Understandably, candidates for City Council are making homelessness a key component of their platform. At the San Jose City Council and state Senate candidate forum held at the Santa Teresa Library last month, candidates underscored the need for more expansive mental health services and drug treatment facilities as a way of tackling the crisis. Such solutions follow a fairly consistent but simplistic depiction of the issue. Assuming that poor mental health and drug dependency are the primary forces that put people on the street, homelessness can be most effectively reduced – so the argument goes – by providing mental health services and rehabilitation.

There is no doubt that mental health, alcohol/drug dependency, and homelessness are highly correlated phenomena. However, research does not necessarily support the solutions proposed by the candidates. This is partly because time and again, studies suggest that the causes of homelessness are mix of individual and structural factors. However, targeted studies of homeless populations in the Bay Area also indicate that the primary driver of homelessness is “economic instability.”

To be fair, alcohol/drug use are consistently cited as significant causes of homelessness in the Silicon Valley (about 19%). Thus, candidates are justified in their discussion of treatment for dependency as a necessary component of any plan to address the quality of life for homeless residents. But even these studies show that job loss accounts for the highest percentage of the causal pie (about 35%). Another important factor, which candidates failed to address at the forum last month, is eviction (15%), which is on the rise in San Jose.

No matter how one interprets these figures, the data overwhelmingly suggests that the forces behind the staggering rates of homelessness in the Bay Area and San Jose in particular are matters of structural inequality. To paraphrase (reluctantly) the Clinton strategist James Carville — “it’s the economy, stupid.”

If not lip service, commitments to mental health and rehab centers, what might substantive solutions to homelessness in San Jose actually look like?

To be sure, mental health care and rehabilitation must be part of the program. But grassroots organizations, policy network teams and engaged citizens have already posed various other policy recommendations that stand to decrease the severity of the homeless crisis. Local and state representatives as well as civically-engaged residents would do well to consider the following.

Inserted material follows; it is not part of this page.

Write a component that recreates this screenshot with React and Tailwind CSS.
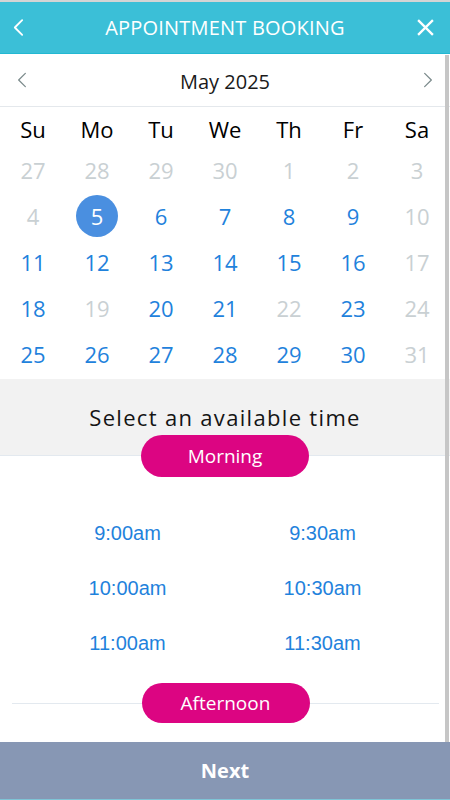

At the local level, the San José Anti-Displacement Policy Network Team, a public-private partnership, is pushing for maintaining protections stipulated in the Ellis Act Ordinance and expanding existing funds for legal representation for tenants. Studies show that when tenants face eviction without legal representation, they are far more likely to be displaced.

Perhaps the most radical approach has come from the city’s action group Serve the People San José. The group categorically opposes the development of the future Google campus in downtown on the grounds that the project will inevitably drive up the cost-of-living in a part of the city where displacement already runs rampant as a result of high-rise developments.

The obstacles to implementing these plans and others are legion, even for some of the less controversial proposals. Under the leadership of the mayor’s office, city government appears convinced that San Jose’s saving grace will come in the form of market-value housing in dense mass transit locations and (miniscule) affordable housing promised by tech giants. Any proposal that compromises such partnerships is likely to come under fire from the movers and shakers in City Hall.

Voters would do well to support incumbents who have already made strides to address not just the immediate crisis of homelessness but the inequalities that fuel it.

If you are at all concerned with the plight of your unhoused neighbors, let the candidates and representatives in your district know that you want a more substantive solution to the homeless crisis that confronts the underlying causes of homelessness.

Dr. Nicholas Barron teaches anthropology at several local community colleges including Mission College, Evergreen Valley College and Gavilan College. He was born and raised in San Jose.